Quanto alle contestazioni in ordine al fatto che il Ctu non avrebbe fatto riferimenti a tale chiusura, si evidenzia che la societa’ ricorrente ha omesso, al riguardo, di trascrivere il contenuto della perizia, cosi’ impedendo al Collegio ogni valutazione al riguardo. Per cio’ che concerne le finestre munite di grate, il Tribunale di Gorizia ha escluso, alla luce della Ctu, con considerazioni di merito non sindacabili in sede di legittimita’, che da esse potessero essere esercitati l’inspectio e la prospectio in alienum (Cass., Sez. 2, n. 18910 del 5 novembre 2012), tenendo conto delle dimensioni delle maglie delle inferriate e della collocazione dei davanzali.
Se ne ricava che esse non possono essere qualificate vedute.
2. Il ricorso deve essere, quindi, respinto.
3. Le spese di lite seguono la soccombenza ex articolo 91 c.p.c. e sono liquidate come in dispositivo.

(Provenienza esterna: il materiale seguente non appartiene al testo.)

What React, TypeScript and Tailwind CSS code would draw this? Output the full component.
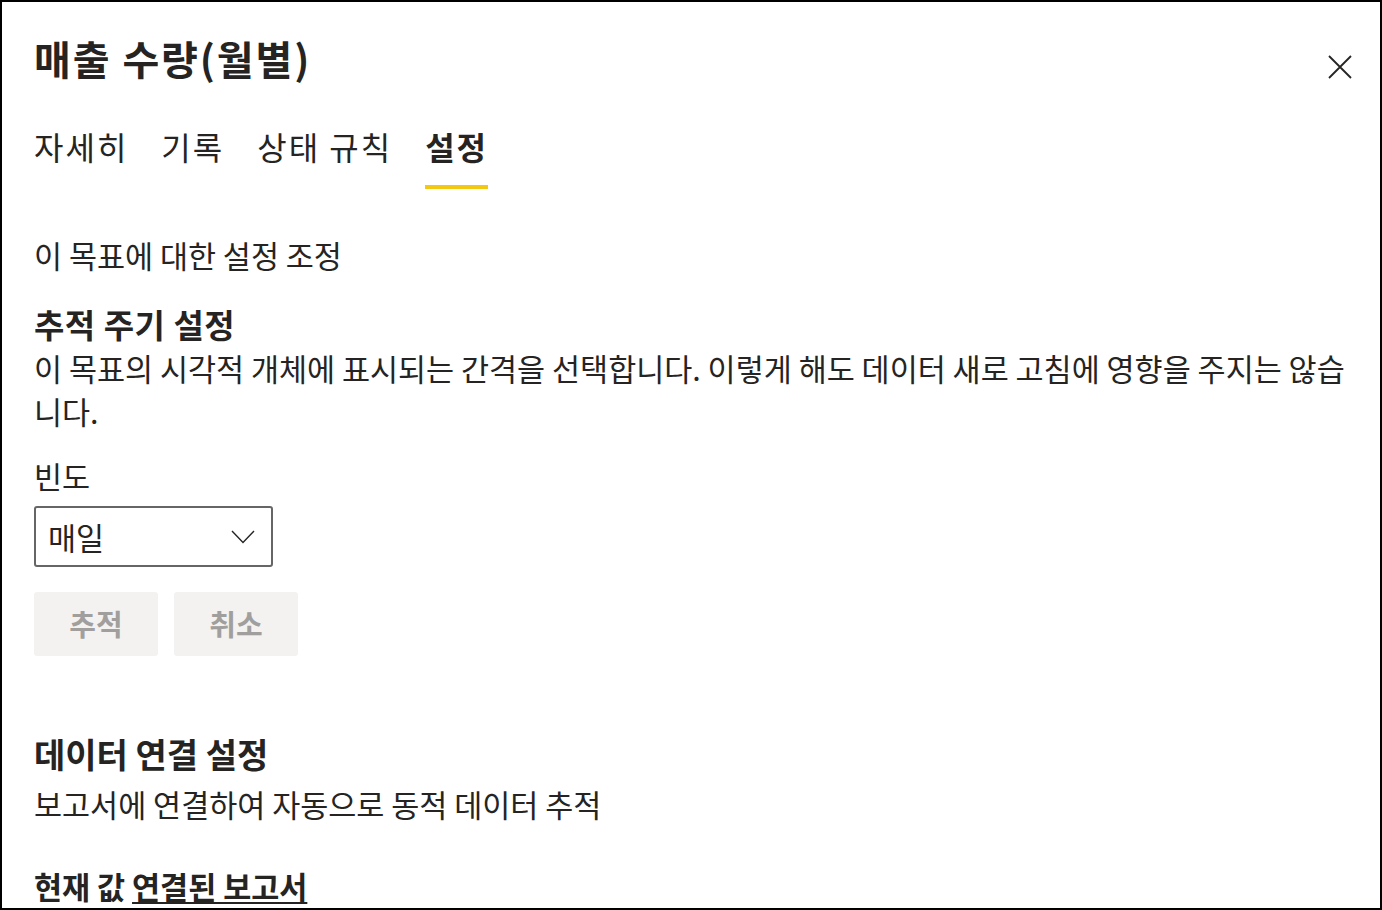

Sussistono le condizioni per dare atto, ai sensi della L. 24 dicembre 2012, n. 228, articolo 1, comma 17, che ha aggiunto al Decreto del Presidente della Repubblica 30 maggio 2002, n. 115, comma 1-quater, all’articolo 13, dell’obbligo di versamento, da parte della societa’ ricorrente, dell’ulteriore importo a titolo di contributo unificato pari a quello dovuto per l’impugnazione integralmente rigettata, trattandosi di ricorso per cassazione la cui notifica si e’ perfezionata successivamente alla data del 30 gennaio 2013 (Cass., Sez. 6 – 3, sentenza n. 14515 del 10 luglio 2015).

P.Q.M.

La Corte:
– rigetta il ricorso;
– condanna la societa’ ricorrente a rifondere le spese di lite in favore del controricorrente, che liquida in complessivi Euro 2.700,00, di cui Euro 200,00 per esborsi, oltre accessori ex lege e spese generali nella misura del 15%;
– ai sensi del Decreto del Presidente della Repubblica n. 115 del 2002, articolo 13, comma 1-quater, inserito dalla L. n. 228 del 2012, articolo 1, comma 17, dichiara la sussistenza dei presupposti per il versamento, da parte della societa’ ricorrente, dell’ulteriore importo a titolo di contributo unificato pari a quello dovuto per il ricorso.